:: Given request ::
With the pictures left out, copy the listing below exactly.
>> Start Data
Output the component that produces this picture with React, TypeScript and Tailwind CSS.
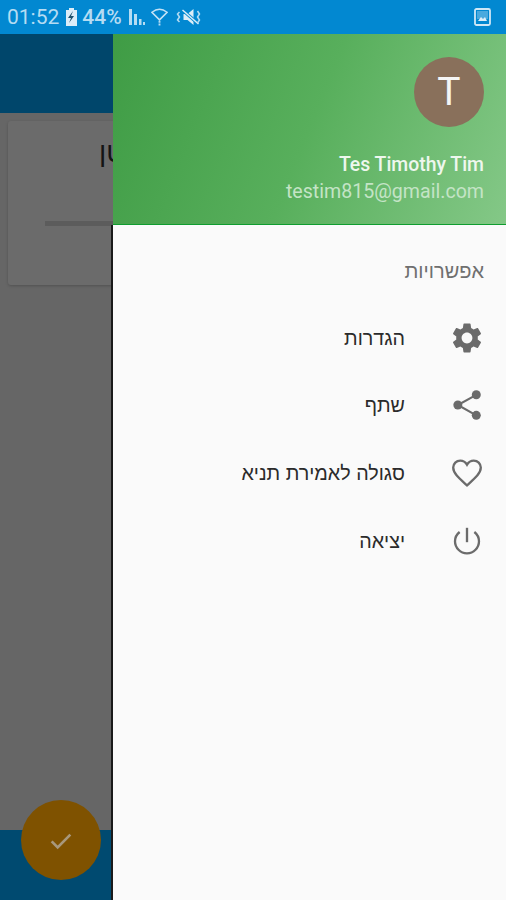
const HEB = { fontFamily: '"Liberation Sans", "DejaVu Sans", sans-serif' };

const gear = "M19.14 12.94c.04-.3.06-.61.06-.94 0-.32-.02-.64-.07-.94l2.03-1.58c.18-.14.23-.41.12-.61l-1.92-3.32c-.12-.22-.37-.29-.59-.22l-2.39.96c-.5-.38-1.03-.7-1.62-.94l-.36-2.54c-.04-.24-.24-.41-.48-.41h-3.84c-.24 0-.43.17-.47.41l-.36 2.54c-.59.24-1.13.57-1.62.94l-2.39-.96c-.22-.08-.47 0-.59.22L2.74 8.87c-.12.21-.08.47.12.61l2.03 1.58c-.05.3-.09.63-.09.94s.02.64.07.94l-2.03 1.58c-.18.14-.23.41-.12.61l1.92 3.32c.12.22.37.29.59.22l2.39-.96c.5.38 1.03.7 1.62.94l.36 2.54c.05.24.24.41.48.41h3.84c.24 0 .44-.17.47-.41l.36-2.54c.59-.24 1.13-.56 1.62-.94l2.39.96c.22.08.47 0 .59-.22l1.92-3.32c.12-.22.07-.47-.12-.61l-2.01-1.58zM12 15.6c-1.98 0-3.6-1.62-3.6-3.6s1.62-3.6 3.6-3.6 3.6 1.62 3.6 3.6-1.62 3.6-3.6 3.6z";

const items = [
  {
    label: "הגדרות",
    icon: <path d={gear} fill="#6b6b6b" />,
  },
  {
    label: "שתף",
    icon: (
      <g fill="#6b6b6b">
        <circle cx="18.2" cy="5.2" r="3" />
        <circle cx="5.9" cy="12" r="3" />
        <circle cx="18.2" cy="18.900" r="3" />
        <path d="M18.200 5.200 5.900 12l12.300 6.900" fill="none" stroke="#6b6b6b" strokeWidth="1.400" />
      </g>
    ),
  },
  {
    label: "סגולה לאמירת תניא",
    icon: (
      <path
        d="M12 20.300C6.500 15.300 2.800 12.200 2.800 8.400 2.800 5.700 4.900 3.700 7.500 3.700c1.800 0 3.500 1 4.500 2.700 1-1.700 2.700-2.700 4.500-2.700 2.600 0 4.700 2 4.700 4.700 0 3.800-3.700 6.900-9.200 11.900z"
        fill="none"
        stroke="#6b6b6b"
        strokeWidth="1.550"
      />
    ),
  },
  {
    label: "יציאה",
    icon: (
      <g fill="none" stroke="#6b6b6b" strokeWidth="1.550">
        <path d="M12 3.200v9.600" />
        <path d="M16.900 6c1.900 1.500 3.100 3.700 3.100 6.200 0 4.400-3.600 8-8 8s-8-3.600-8-8c0-2.500 1.200-4.700 3.100-6.200" />
      </g>
    ),
  },
];

function StatusBar() {
  return (
    <div className="h-[34px] shrink-0 bg-[#0288d1] flex items-center justify-between pl-[7px] pr-[15px] text-[#b5dcf3]">
      <div className="flex items-center">
        <span className="text-[21px] leading-none" style={{ fontFamily: "Roboto, sans-serif" }}>01:52</span>
        <svg width="13" height="18" viewBox="0 0 13 18" className="ml-[6px]">
          <path d="M4 0h5v2h3v16H1V2h3z" fill="#dcedf8" />
          <path d="M8 3 3 10h3l-2 5 5-7H6z" fill="#1d4f6b" />
        </svg>
        <span className="text-[21px] leading-none ml-[4px] font-medium" style={{ fontFamily: "Roboto, sans-serif" }}>44%</span>
        <svg width="18" height="18" viewBox="0 0 18 18" className="ml-[6px]">
          <path d="M1 1h3v16H1zM6 6h3v11H6zM11 11h2.500v6H11zM15 14h2v3h-2z" fill="#b5dcf3" />
        </svg>
        <svg width="17" height="18" viewBox="0 0 18 18" className="ml-[5px]">
          <path d="M1 4c5-4 11-4 16 0L9 12z" fill="none" stroke="#c4e2f5" strokeWidth="1.600" />
          <path d="M8 13h2v2H8zM8 16h2v2H8z" fill="#b5dcf3" />
        </svg>
        <svg width="27" height="18" viewBox="0 0 26 18" className="ml-[8px]">
          <path d="M7 6h4l6-5v16l-6-5H7z" fill="#dcedf8" />
          <path d="M6 2l16 14" stroke="#0288d1" strokeWidth="3" />
          <path d="M6 2l16 14" stroke="#dcedf8" strokeWidth="1.500" />
          <path d="M3 4 1 6l2 3-2 3 2 2M21 3l2 3-2 3 2 3-2 3" fill="none" stroke="#b5dcf3" strokeWidth="1.500" />
        </svg>
      </div>
      <svg width="17" height="18" viewBox="0 0 17 18">
        <rect x="1" y="1" width="15" height="16" rx="1.500" fill="none" stroke="#cfe7f6" strokeWidth="1.800" />
        <path d="M3 3h11v8H3z" fill="#cfe7f6" opacity="0.35" />
        <path d="M4 13l3-4 2 2 2-2 2 4z" fill="#dcedf8" />
      </svg>
    </div>
  );
}

function DimmedPage() {
  return (
    <div className="w-[113px] shrink-0 bg-[#666666] flex flex-col overflow-hidden">
      <div className="h-[79px] shrink-0 bg-[#00466b]" />
      <div className="flex-1 pl-2 pt-2">
        <div className="w-[240px] h-[164px] bg-[#6b6b6b] rounded-[3px] shadow-[0_1px_3px_rgba(0,0,0,0.2)] flex flex-col">
          <div dir="rtl" className="h-[100px] pt-[14px] pr-[107px] text-[28px] leading-[36px] text-[#141414]" style={HEB}>קטן</div>
          <div className="h-[5px] ml-[37px] bg-[#5c5c5c]" />
        </div>
      </div>
      <div className="h-[70px] shrink-0 bg-[#004a70]" />
    </div>
  );
}

function Drawer() {
  return (
    <div className="flex-1 flex flex-col bg-[#fafafa] relative">
      <div className="absolute -left-[2px] top-[191px] bottom-0 w-[2px] bg-[#1a1a1a]" />
      <div className="h-[191px] shrink-0 bg-[linear-gradient(112deg,#3f9c45_0%,#58af5c_50%,#84c887_100%)] border-b border-[#0f9d2f] flex flex-col items-end pr-[22px] pt-[23px]" style={{ fontFamily: "Roboto, sans-serif" }}>
        <div className="w-[70px] h-[70px] rounded-full bg-[#89705b] flex items-center justify-center text-[#f5f5f5] text-[39px] leading-none">T</div>
        <div className="mt-[26px] text-[19.4px] leading-[24px] font-medium text-[#eef7ee]">Tes Timothy Tim</div>
        <div className="mt-[3px] text-[19.6px] leading-[24px] text-[#c4e4c6]">testim815@gmail.com</div>
      </div>
      <div dir="rtl" className="flex flex-col" style={HEB}>
        <div className="pt-[34px] pr-[22px] h-[79px] text-[20px] leading-[24px] text-[#6f6f6f]">אפשרויות</div>
        {items.map((it) => (
          <div key={it.label} className="h-[67.6px] flex items-center gap-[44px] pr-[21px]">
            <svg width="36" height="36" viewBox="0 0 24 24" className="shrink-0">
              {it.icon}
            </svg>
            <span className="text-[19.7px] leading-[24px] text-[#2b2b2b]">{it.label}</span>
          </div>
        ))}
      </div>
    </div>
  );
}

export default function App() {
  return (
    <div className="w-[506px] h-[900px] flex flex-col overflow-hidden relative">
      <StatusBar />
      <div className="flex-1 flex min-h-0">
        <DimmedPage />
        <Drawer />
      </div>
      <div className="absolute left-[21px] top-[800px] w-[80px] h-[80px] rounded-full bg-[#7f5200] flex items-center justify-center">
        <svg width="32" height="32" viewBox="0 0 24 24" fill="none" stroke="#a8987c" strokeWidth="2">
          <path d="M5 13l4.500 4.500L19 8" />
        </svg>
      </div>
    </div>
  );
}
>> End Data
:: Task result ::
Output the component that produces this picture with React, TypeScript and Tailwind CSS.
const HEB = { fontFamily: '"Liberation Sans", "DejaVu Sans", sans-serif' };

const gear = "M19.14 12.94c.04-.3.06-.61.06-.94 0-.32-.02-.64-.07-.94l2.03-1.58c.18-.14.23-.41.12-.61l-1.92-3.32c-.12-.22-.37-.29-.59-.22l-2.39.96c-.5-.38-1.03-.7-1.62-.94l-.36-2.54c-.04-.24-.24-.41-.48-.41h-3.84c-.24 0-.43.17-.47.41l-.36 2.54c-.59.24-1.13.57-1.62.94l-2.39-.96c-.22-.08-.47 0-.59.22L2.74 8.87c-.12.21-.08.47.12.61l2.03 1.58c-.05.3-.09.63-.09.94s.02.64.07.94l-2.03 1.58c-.18.14-.23.41-.12.61l1.92 3.32c.12.22.37.29.59.22l2.39-.96c.5.38 1.03.7 1.62.94l.36 2.54c.05.24.24.41.48.41h3.84c.24 0 .44-.17.47-.41l.36-2.54c.59-.24 1.13-.56 1.62-.94l2.39.96c.22.08.47 0 .59-.22l1.92-3.32c.12-.22.07-.47-.12-.61l-2.01-1.58zM12 15.6c-1.98 0-3.6-1.62-3.6-3.6s1.62-3.6 3.6-3.6 3.6 1.62 3.6 3.6-1.62 3.6-3.6 3.6z";

const items = [
  {
    label: "הגדרות",
    icon: <path d={gear} fill="#6b6b6b" />,
  },
  {
    label: "שתף",
    icon: (
      <g fill="#6b6b6b">
        <circle cx="18.2" cy="5.2" r="3" />
        <circle cx="5.9" cy="12" r="3" />
        <circle cx="18.2" cy="18.900" r="3" />
        <path d="M18.200 5.200 5.900 12l12.300 6.900" fill="none" stroke="#6b6b6b" strokeWidth="1.400" />
      </g>
    ),
  },
  {
    label: "סגולה לאמירת תניא",
    icon: (
      <path
        d="M12 20.300C6.500 15.300 2.800 12.200 2.800 8.400 2.800 5.700 4.900 3.700 7.500 3.700c1.800 0 3.500 1 4.500 2.700 1-1.700 2.700-2.700 4.500-2.700 2.600 0 4.700 2 4.700 4.700 0 3.800-3.700 6.900-9.200 11.900z"
        fill="none"
        stroke="#6b6b6b"
        strokeWidth="1.550"
      />
    ),
  },
  {
    label: "יציאה",
    icon: (
      <g fill="none" stroke="#6b6b6b" strokeWidth="1.550">
        <path d="M12 3.200v9.600" />
        <path d="M16.900 6c1.900 1.500 3.100 3.700 3.100 6.200 0 4.400-3.600 8-8 8s-8-3.600-8-8c0-2.500 1.200-4.700 3.100-6.200" />
      </g>
    ),
  },
];

function StatusBar() {
  return (
    <div className="h-[34px] shrink-0 bg-[#0288d1] flex items-center justify-between pl-[7px] pr-[15px] text-[#b5dcf3]">
      <div className="flex items-center">
        <span className="text-[21px] leading-none" style={{ fontFamily: "Roboto, sans-serif" }}>01:52</span>
        <svg width="13" height="18" viewBox="0 0 13 18" className="ml-[6px]">
          <path d="M4 0h5v2h3v16H1V2h3z" fill="#dcedf8" />
          <path d="M8 3 3 10h3l-2 5 5-7H6z" fill="#1d4f6b" />
        </svg>
        <span className="text-[21px] leading-none ml-[4px] font-medium" style={{ fontFamily: "Roboto, sans-serif" }}>44%</span>
        <svg width="18" height="18" viewBox="0 0 18 18" className="ml-[6px]">
          <path d="M1 1h3v16H1zM6 6h3v11H6zM11 11h2.500v6H11zM15 14h2v3h-2z" fill="#b5dcf3" />
        </svg>
        <svg width="17" height="18" viewBox="0 0 18 18" className="ml-[5px]">
          <path d="M1 4c5-4 11-4 16 0L9 12z" fill="none" stroke="#c4e2f5" strokeWidth="1.600" />
          <path d="M8 13h2v2H8zM8 16h2v2H8z" fill="#b5dcf3" />
        </svg>
        <svg width="27" height="18" viewBox="0 0 26 18" className="ml-[8px]">
          <path d="M7 6h4l6-5v16l-6-5H7z" fill="#dcedf8" />
          <path d="M6 2l16 14" stroke="#0288d1" strokeWidth="3" />
          <path d="M6 2l16 14" stroke="#dcedf8" strokeWidth="1.500" />
          <path d="M3 4 1 6l2 3-2 3 2 2M21 3l2 3-2 3 2 3-2 3" fill="none" stroke="#b5dcf3" strokeWidth="1.500" />
        </svg>
      </div>
      <svg width="17" height="18" viewBox="0 0 17 18">
        <rect x="1" y="1" width="15" height="16" rx="1.500" fill="none" stroke="#cfe7f6" strokeWidth="1.800" />
        <path d="M3 3h11v8H3z" fill="#cfe7f6" opacity="0.35" />
        <path d="M4 13l3-4 2 2 2-2 2 4z" fill="#dcedf8" />
      </svg>
    </div>
  );
}

function DimmedPage() {
  return (
    <div className="w-[113px] shrink-0 bg-[#666666] flex flex-col overflow-hidden">
      <div className="h-[79px] shrink-0 bg-[#00466b]" />
      <div className="flex-1 pl-2 pt-2">
        <div className="w-[240px] h-[164px] bg-[#6b6b6b] rounded-[3px] shadow-[0_1px_3px_rgba(0,0,0,0.2)] flex flex-col">
          <div dir="rtl" className="h-[100px] pt-[14px] pr-[107px] text-[28px] leading-[36px] text-[#141414]" style={HEB}>קטן</div>
          <div className="h-[5px] ml-[37px] bg-[#5c5c5c]" />
        </div>
      </div>
      <div className="h-[70px] shrink-0 bg-[#004a70]" />
    </div>
  );
}

function Drawer() {
  return (
    <div className="flex-1 flex flex-col bg-[#fafafa] relative">
      <div className="absolute -left-[2px] top-[191px] bottom-0 w-[2px] bg-[#1a1a1a]" />
      <div className="h-[191px] shrink-0 bg-[linear-gradient(112deg,#3f9c45_0%,#58af5c_50%,#84c887_100%)] border-b border-[#0f9d2f] flex flex-col items-end pr-[22px] pt-[23px]" style={{ fontFamily: "Roboto, sans-serif" }}>
        <div className="w-[70px] h-[70px] rounded-full bg-[#89705b] flex items-center justify-center text-[#f5f5f5] text-[39px] leading-none">T</div>
        <div className="mt-[26px] text-[19.4px] leading-[24px] font-medium text-[#eef7ee]">Tes Timothy Tim</div>
        <div className="mt-[3px] text-[19.6px] leading-[24px] text-[#c4e4c6]">testim815@gmail.com</div>
      </div>
      <div dir="rtl" className="flex flex-col" style={HEB}>
        <div className="pt-[34px] pr-[22px] h-[79px] text-[20px] leading-[24px] text-[#6f6f6f]">אפשרויות</div>
        {items.map((it) => (
          <div key={it.label} className="h-[67.6px] flex items-center gap-[44px] pr-[21px]">
            <svg width="36" height="36" viewBox="0 0 24 24" className="shrink-0">
              {it.icon}
            </svg>
            <span className="text-[19.7px] leading-[24px] text-[#2b2b2b]">{it.label}</span>
          </div>
        ))}
      </div>
    </div>
  );
}

export default function App() {
  return (
    <div className="w-[506px] h-[900px] flex flex-col overflow-hidden relative">
      <StatusBar />
      <div className="flex-1 flex min-h-0">
        <DimmedPage />
        <Drawer />
      </div>
      <div className="absolute left-[21px] top-[800px] w-[80px] h-[80px] rounded-full bg-[#7f5200] flex items-center justify-center">
        <svg width="32" height="32" viewBox="0 0 24 24" fill="none" stroke="#a8987c" strokeWidth="2">
          <path d="M5 13l4.500 4.500L19 8" />
        </svg>
      </div>
    </div>
  );
}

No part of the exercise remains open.